The Peak Group successfully developed and implemented a customised system to test the primary power distribution unit for business jets of a major aircraft manufacturer.
The customer’s specification called for two floor-standing units to act as docking stations designed to accept left- and right-handed versions of trolley units carrying the distribution units. These trolleys allowed the distribution units to be easily hooked up outside the test system and then “parked” inside a garage-type construction. A self-test adapter was also required for identifying faults on the boards of the PXI chassis, and had to be constructed in such a way as to allow access for maintenance and repair purposes.
The heart of the test system is a National Instruments 19-inch rack-mounting PXI based computer equipped with dedicated I/O to control all sensors, actuators, switches and relays. An I/O multiplexer system is used to route various test points from the product under test to cards in the PXI chassis using serial communications, ARINC, RS232 and RS422 interfaces. The system also includes various power supplies for high- and low-current testing and interfaces using Virginia Panel Corporation Mass Interconnect solutions.
A key objective was to keep all instrumentation and rack-mount power supplies in a single mobile equipment rack beside the garage, and to separate the high-current switching and measurement devices inside the garage above and around the docking area. To permit easy connection a VPC G6 interface was used, allowing the signal wiring from the instrumentation and low-current power supplies to be disconnected from the garage. This concept is also useful for the self-test requirement as it allows the self-test adapter to be fitted to the VPC interface when the garage is disconnected.

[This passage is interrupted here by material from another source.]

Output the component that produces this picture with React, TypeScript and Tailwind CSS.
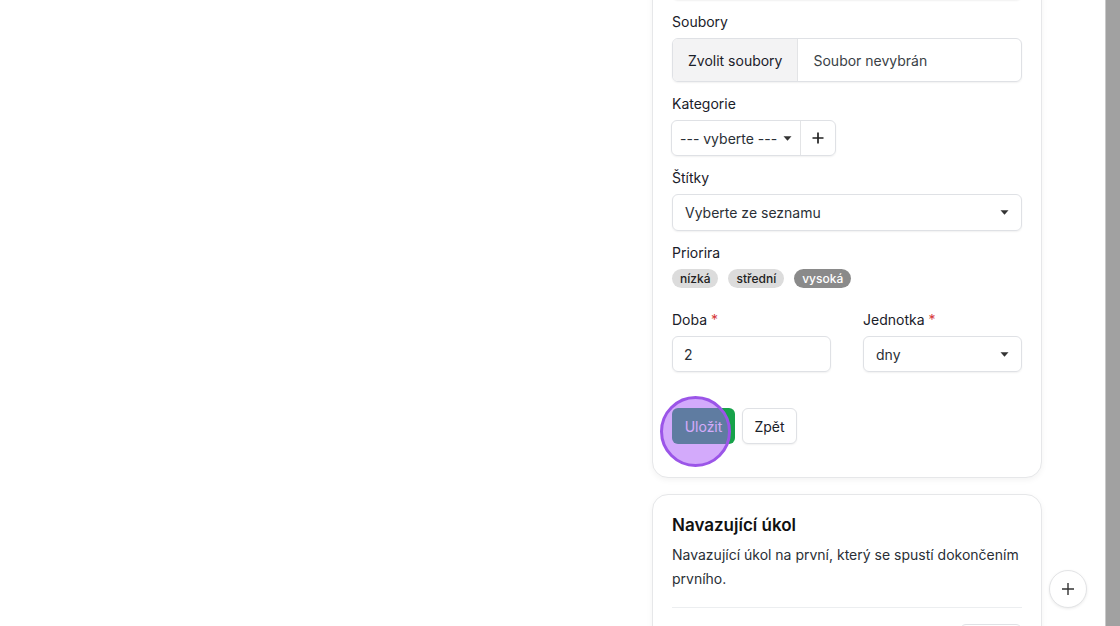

To make the facility fail-safe, a fully functional emergency stop and interlock circuit has been created consisting of emergency “stop” buttons located at various points around the system along with door and panel interlock switches, temperature switches and smoke detectors. This protects the system in the event of the unit under test being manufactured incorrectly. “Watchdog” timers are also fitted to ensure that the system is shut down if the PXI chassis “crashes” and holds on to a load for longer than the prescribed time.
To provide suitable cooling of the equipment, a widened 19-inch rack is used to provide space for the high air-flow DC fans. These are strategically situated throughout the rack, with the high-current supplies (up to 1125 A at 28 V DC) being thermally separated using a thermal barrier foam.
Starting with electrical drawings and equipment lists, a 3D model of the equipment rack and garage was made using Solid Edge modelling software to ensure that all the required components fitted together correctly.
The structure of the equipment rack started with a 19-inch rack on wheels. To this rack was added shelving to hold the power supplies, PXI chassis and test equipment. In addition, custom-made panels and fascia plates were installed on the front and sides of the rack to hold various electrical components. Once the equipment was installed into the rack, the wiring of the 3-phase power distribution and safety circuits were completed and the custom cable assemblies from the instrumentation to the VPC interface added.
Owing to its size, the garage had to be designed and constructed using extruded aluminium sections. The frame was installed with thick fibreglass panels on the sides and an aluminium base and top to maintain stability. Large doors in the front and back and internal panels to fix electrical components were added. The unit was then completely hard-wired using wire gauges from 0.24 to 150 mm2.
Both trolleys were designed around each unit under test to allow precise alignment of the high-current connections to the distribution unit terminals. Storage for the signal harnesses and terminal tools was also provided inside the trolleys.